[Raw records]
^^^^

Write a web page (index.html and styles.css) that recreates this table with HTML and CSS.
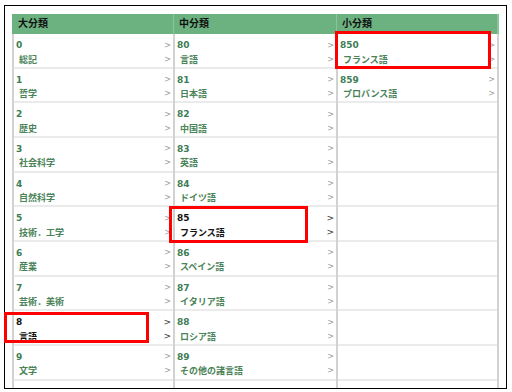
FILE: index.html
```html
<!DOCTYPE html>
<html lang="ja">
<head>
<meta charset="utf-8">
<link rel="stylesheet" href="styles.css">
</head>
<body>
<div class="frame">
  <div class="table">
    <div class="col">
      <div class="head">大分類</div>
      <div class="rows">
        <div class="row"><div class="line"><span class="num">0</span><span class="gt">&gt;</span></div><div class="line"><span class="name">総記</span><span class="gt">&gt;</span></div></div>
        <div class="row"><div class="line"><span class="num">1</span><span class="gt">&gt;</span></div><div class="line"><span class="name">哲学</span><span class="gt">&gt;</span></div></div>
        <div class="row"><div class="line"><span class="num">2</span><span class="gt">&gt;</span></div><div class="line"><span class="name">歴史</span><span class="gt">&gt;</span></div></div>
        <div class="row"><div class="line"><span class="num">3</span><span class="gt">&gt;</span></div><div class="line"><span class="name">社会科学</span><span class="gt">&gt;</span></div></div>
        <div class="row"><div class="line"><span class="num">4</span><span class="gt">&gt;</span></div><div class="line"><span class="name">自然科学</span><span class="gt">&gt;</span></div></div>
        <div class="row"><div class="line"><span class="num">5</span><span class="gt">&gt;</span></div><div class="line"><span class="name">技術．工学</span><span class="gt">&gt;</span></div></div>
        <div class="row"><div class="line"><span class="num">6</span><span class="gt">&gt;</span></div><div class="line"><span class="name">産業</span><span class="gt">&gt;</span></div></div>
        <div class="row"><div class="line"><span class="num">7</span><span class="gt">&gt;</span></div><div class="line"><span class="name">芸術．美術</span><span class="gt">&gt;</span></div></div>
        <div class="row active"><div class="line"><span class="num">8</span><span class="gt">&gt;</span></div><div class="line"><span class="name">言語</span><span class="gt">&gt;</span></div></div>
        <div class="row"><div class="line"><span class="num">9</span><span class="gt">&gt;</span></div><div class="line"><span class="name">文学</span><span class="gt">&gt;</span></div></div>
        <div class="row"></div>
      </div>
    </div>
    <div class="col">
      <div class="head">中分類</div>
      <div class="rows">
        <div class="row"><div class="line"><span class="num">80</span><span class="gt">&gt;</span></div><div class="line"><span class="name">言語</span><span class="gt">&gt;</span></div></div>
        <div class="row"><div class="line"><span class="num">81</span><span class="gt">&gt;</span></div><div class="line"><span class="name">日本語</span><span class="gt">&gt;</span></div></div>
        <div class="row"><div class="line"><span class="num">82</span><span class="gt">&gt;</span></div><div class="line"><span class="name">中国語</span><span class="gt">&gt;</span></div></div>
        <div class="row"><div class="line"><span class="num">83</span><span class="gt">&gt;</span></div><div class="line"><span class="name">英語</span><span class="gt">&gt;</span></div></div>
        <div class="row"><div class="line"><span class="num">84</span><span class="gt">&gt;</span></div><div class="line"><span class="name">ドイツ語</span><span class="gt">&gt;</span></div></div>
        <div class="row active"><div class="line"><span class="num">85</span><span class="gt">&gt;</span></div><div class="line"><span class="name">フランス語</span><span class="gt">&gt;</span></div></div>
        <div class="row"><div class="line"><span class="num">86</span><span class="gt">&gt;</span></div><div class="line"><span class="name">スペイン語</span><span class="gt">&gt;</span></div></div>
        <div class="row"><div class="line"><span class="num">87</span><span class="gt">&gt;</span></div><div class="line"><span class="name">イタリア語</span><span class="gt">&gt;</span></div></div>
        <div class="row"><div class="line"><span class="num">88</span><span class="gt">&gt;</span></div><div class="line"><span class="name">ロシア語</span><span class="gt">&gt;</span></div></div>
        <div class="row"><div class="line"><span class="num">89</span><span class="gt">&gt;</span></div><div class="line"><span class="name">その他の諸言語</span><span class="gt">&gt;</span></div></div>
        <div class="row"></div>
      </div>
    </div>
    <div class="col last">
      <div class="head">小分類</div>
      <div class="rows">
        <div class="row"><div class="line"><span class="num">850</span><span class="gt">&gt;</span></div><div class="line"><span class="name">フランス語</span><span class="gt">&gt;</span></div></div>
        <div class="row"><div class="line"><span class="num">859</span><span class="gt">&gt;</span></div><div class="line"><span class="name">プロバンス語</span><span class="gt">&gt;</span></div></div>
        <div class="row"></div>
        <div class="row"></div>
        <div class="row"></div>
        <div class="row"></div>
        <div class="row"></div>
        <div class="row"></div>
        <div class="row"></div>
        <div class="row"></div>
        <div class="row"></div>
      </div>
    </div>
  </div>
</div>
<div class="mark mark-850"></div>
<div class="mark mark-85"></div>
<div class="mark mark-8"></div>
</body>
</html>
```
FILE: styles.css
```css
html, body {
  margin: 0;
  padding: 0;
  background: #fff;
}
body {
  position: relative;
  width: 512px;
  height: 392px;
  overflow: hidden;
  font-family: "DejaVu Sans", "Noto Sans CJK JP", sans-serif;
}
.frame {
  box-sizing: border-box;
  margin: 5px 0 0 4px;
  width: 503px;
  height: 384px;
  border: 1px solid #000;
  padding: 8px 0 0 7px;
  overflow: hidden;
}
.table {
  display: grid;
  grid-template-columns: 161px 163px 163px;
}
.col {
  display: flex;
  flex-direction: column;
}
.head {
  box-sizing: border-box;
  height: 20px;
  background: #6cb281;
  border-left: 1px solid #8cc39c;
  padding-left: 5px;
  font-size: 10px;
  font-weight: 700;
  color: #111;
  line-height: 20px;
}
.col:first-child .head {
  border-left-color: #6cb281;
}
.rows {
  box-sizing: border-box;
  border-left: 2px solid #d2d2d2;
}
.last .rows {
  border-right: 2px solid #d2d2d2;
}
.last .head {
  border-right: 2px solid #8cc39c;
}
.row {
  box-sizing: border-box;
  height: 34.667px;
  border-bottom: 2px solid #ebebeb;
  padding: 4px 2px 0 2px;
}
.line {
  display: flex;
  justify-content: space-between;
  align-items: center;
  height: 14px;
}
.num {
  font-size: 9px;
  font-weight: 700;
  color: #3d7c55;
}
.name {
  font-size: 9px;
  font-weight: 700;
  color: #4a8358;
  padding-left: 3px;
}
.gt {
  font-size: 8px;
  color: #9a9a9a;
}
.active .num,
.active .name {
  color: #111;
}
.active .gt {
  color: #333;
  font-size: 9px;
}
.mark {
  position: absolute;
  box-sizing: border-box;
  border: 3px solid #f00;
}
.mark-850 {
  left: 335px;
  top: 31px;
  width: 156px;
  height: 38px;
}
.mark-85 {
  left: 169px;
  top: 206px;
  width: 139px;
  height: 37px;
}
.mark-8 {
  left: 4px;
  top: 312px;
  width: 145px;
  height: 31px;
}
```
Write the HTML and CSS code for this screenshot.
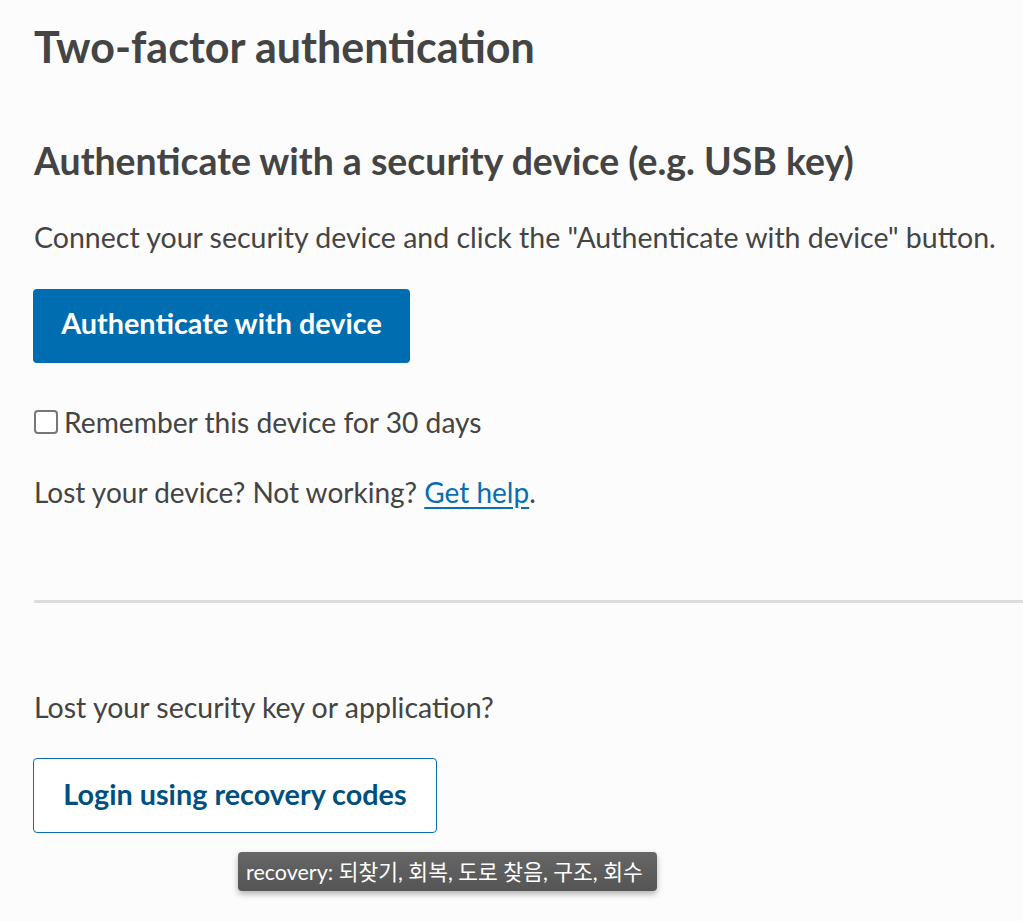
FILE: index.html
```html
<!DOCTYPE html>
<html lang="en">
<head>
<meta charset="utf-8">
<title>Two-factor authentication</title>
<link rel="stylesheet" href="styles.css">
</head>
<body>
<main class="page">
  <h1 class="title">Two-factor authentication</h1>
  <section class="device">
    <h2 class="subtitle">Authenticate with a security device (e.g. USB key)</h2>
    <p class="text">Connect your security device and click the "Authenticate with device" button.</p>
    <button class="btn btn-primary" type="button">Authenticate with device</button>
    <label class="remember"><input class="check" type="checkbox"><span>Remember this device for 30 days</span></label>
    <p class="text help">Lost your device? Not working? <a class="link" href="#">Get help</a>.</p>
  </section>
  <hr class="divider">
  <section class="recovery">
    <p class="text">Lost your security key or application?</p>
    <div class="recovery-action">
      <button class="btn btn-outline" type="button">Login using recovery codes</button>
      <div class="tooltip">recovery: 되찾기, 회복, 도로 찾음, 구조, 회수</div>
    </div>
  </section>
</main>
</body>
</html>
```

FILE: styles.css
```css
html, body {
  margin: 0;
  padding: 0;
  background: #fcfcfc;
}
body {
  font-family: "Lato", "Noto Sans CJK KR", sans-serif;
  color: #444444;
  min-height: 921px;
}
.page {
  padding: 21px 0 0 34px;
}
.title {
  margin: 0;
  font-size: 43px;
  font-weight: 700;
  line-height: 52px;
}
.device {
  margin-top: 66px;
}
.subtitle {
  margin: 0;
  font-size: 37.4px;
  font-weight: 700;
  line-height: 44px;
}
.text {
  margin: 0;
  font-size: 28.5px;
  line-height: 36px;
}
.device .text {
  margin-top: 36px;
}
.btn {
  font-family: inherit;
  font-size: 28.8px;
  font-weight: 700;
  border-radius: 4px;
  cursor: pointer;
  box-sizing: border-box;
  padding: 0 0 6px 0;
  text-align: center;
}
.btn-primary {
  display: block;
  margin: 34px 0 0 -1px;
  height: 74px;
  width: 377px;
  background: #006db0;
  color: #ffffff;
  border: none;
}
.remember {
  display: flex;
  align-items: center;
  gap: 6px;
  margin-top: 41px;
  font-size: 28.2px;
  line-height: 36px;
}
.check {
  appearance: none;
  margin: 0;
  width: 24px;
  height: 24px;
  border: 2px solid #777777;
  border-radius: 4px;
  background: #ffffff;
}
.device .help {
  margin-top: 34px;
  font-size: 28px;
}
.link {
  color: #0a6eb0;
  text-decoration: underline;
  text-underline-offset: 4px;
}
.divider {
  margin: 90px 0 0 0;
  border: none;
  height: 3px;
  background: #dddddd;
}
.recovery {
  margin-top: 86px;
}
.recovery-action {
  position: relative;
  margin-top: 33px;
}
.btn-outline {
  display: block;
  margin-left: -1px;
  height: 75px;
  width: 404px;
  background: #ffffff;
  color: #00507f;
  border: 1px solid #0a6eb0;
  padding-bottom: 4px;
}
.tooltip {
  position: absolute;
  z-index: 5;
  left: 204px;
  top: 94px;
  height: 39px;
  width: 419px;
  box-sizing: border-box;
  padding: 0 8px 2px 8px;
  display: flex;
  align-items: center;
  white-space: nowrap;
  background: linear-gradient(#666666, #555555);
  color: #ffffff;
  font-size: 21.5px;
  border-radius: 4px;
  box-shadow: 0 3px 6px rgba(0, 0, 0, 0.3);
}
```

^^^^

**Required work:**
Write out every line from the entries where "page" appears.

**Exercise result:**
Write a web page (index.html and styles.css) that recreates this table with HTML and CSS.
<main class="page">
.page {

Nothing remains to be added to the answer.